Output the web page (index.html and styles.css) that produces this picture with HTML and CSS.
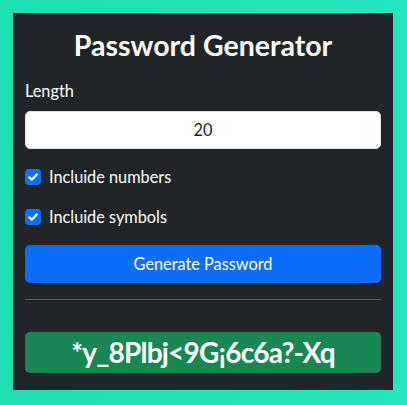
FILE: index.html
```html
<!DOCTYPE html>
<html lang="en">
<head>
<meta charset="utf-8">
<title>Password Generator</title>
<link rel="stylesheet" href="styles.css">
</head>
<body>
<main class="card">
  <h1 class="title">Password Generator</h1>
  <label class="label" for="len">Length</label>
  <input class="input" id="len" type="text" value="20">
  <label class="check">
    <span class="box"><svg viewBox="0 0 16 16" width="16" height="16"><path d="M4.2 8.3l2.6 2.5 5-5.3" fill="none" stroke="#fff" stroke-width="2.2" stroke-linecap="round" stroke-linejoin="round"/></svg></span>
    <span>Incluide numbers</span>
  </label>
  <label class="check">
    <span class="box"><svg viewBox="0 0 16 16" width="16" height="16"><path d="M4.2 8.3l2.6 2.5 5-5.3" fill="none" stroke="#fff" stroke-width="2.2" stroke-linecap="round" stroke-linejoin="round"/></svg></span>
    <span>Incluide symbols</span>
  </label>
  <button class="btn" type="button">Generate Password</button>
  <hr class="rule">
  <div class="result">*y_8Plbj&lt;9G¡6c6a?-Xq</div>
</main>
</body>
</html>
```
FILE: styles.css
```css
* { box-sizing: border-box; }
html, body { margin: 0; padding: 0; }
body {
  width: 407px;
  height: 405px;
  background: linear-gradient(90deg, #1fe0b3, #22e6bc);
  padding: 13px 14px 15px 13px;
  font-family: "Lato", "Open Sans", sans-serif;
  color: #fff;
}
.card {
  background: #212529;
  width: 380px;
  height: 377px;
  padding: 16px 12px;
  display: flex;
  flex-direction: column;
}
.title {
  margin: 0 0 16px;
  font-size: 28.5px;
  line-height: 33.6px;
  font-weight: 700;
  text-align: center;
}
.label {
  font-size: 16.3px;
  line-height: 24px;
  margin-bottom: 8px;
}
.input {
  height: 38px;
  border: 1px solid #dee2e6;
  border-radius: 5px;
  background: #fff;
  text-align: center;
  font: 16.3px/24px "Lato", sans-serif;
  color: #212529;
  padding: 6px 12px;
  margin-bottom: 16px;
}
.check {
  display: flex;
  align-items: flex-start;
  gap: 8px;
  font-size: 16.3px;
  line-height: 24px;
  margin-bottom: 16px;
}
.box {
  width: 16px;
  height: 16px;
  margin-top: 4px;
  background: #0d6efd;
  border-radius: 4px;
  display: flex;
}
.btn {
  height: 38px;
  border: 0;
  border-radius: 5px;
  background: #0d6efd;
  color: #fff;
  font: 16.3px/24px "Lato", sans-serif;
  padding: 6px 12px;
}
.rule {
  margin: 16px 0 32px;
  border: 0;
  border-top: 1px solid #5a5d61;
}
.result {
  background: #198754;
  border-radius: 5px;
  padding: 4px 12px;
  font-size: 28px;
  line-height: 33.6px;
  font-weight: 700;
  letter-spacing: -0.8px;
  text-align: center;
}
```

++++++++++++++++++++

The request → Which lines contain the word "styles"? Return each of them.

Answer to the task →
Output the web page (index.html and styles.css) that produces this picture with HTML and CSS.
<link rel="stylesheet" href="styles.css">
FILE: styles.css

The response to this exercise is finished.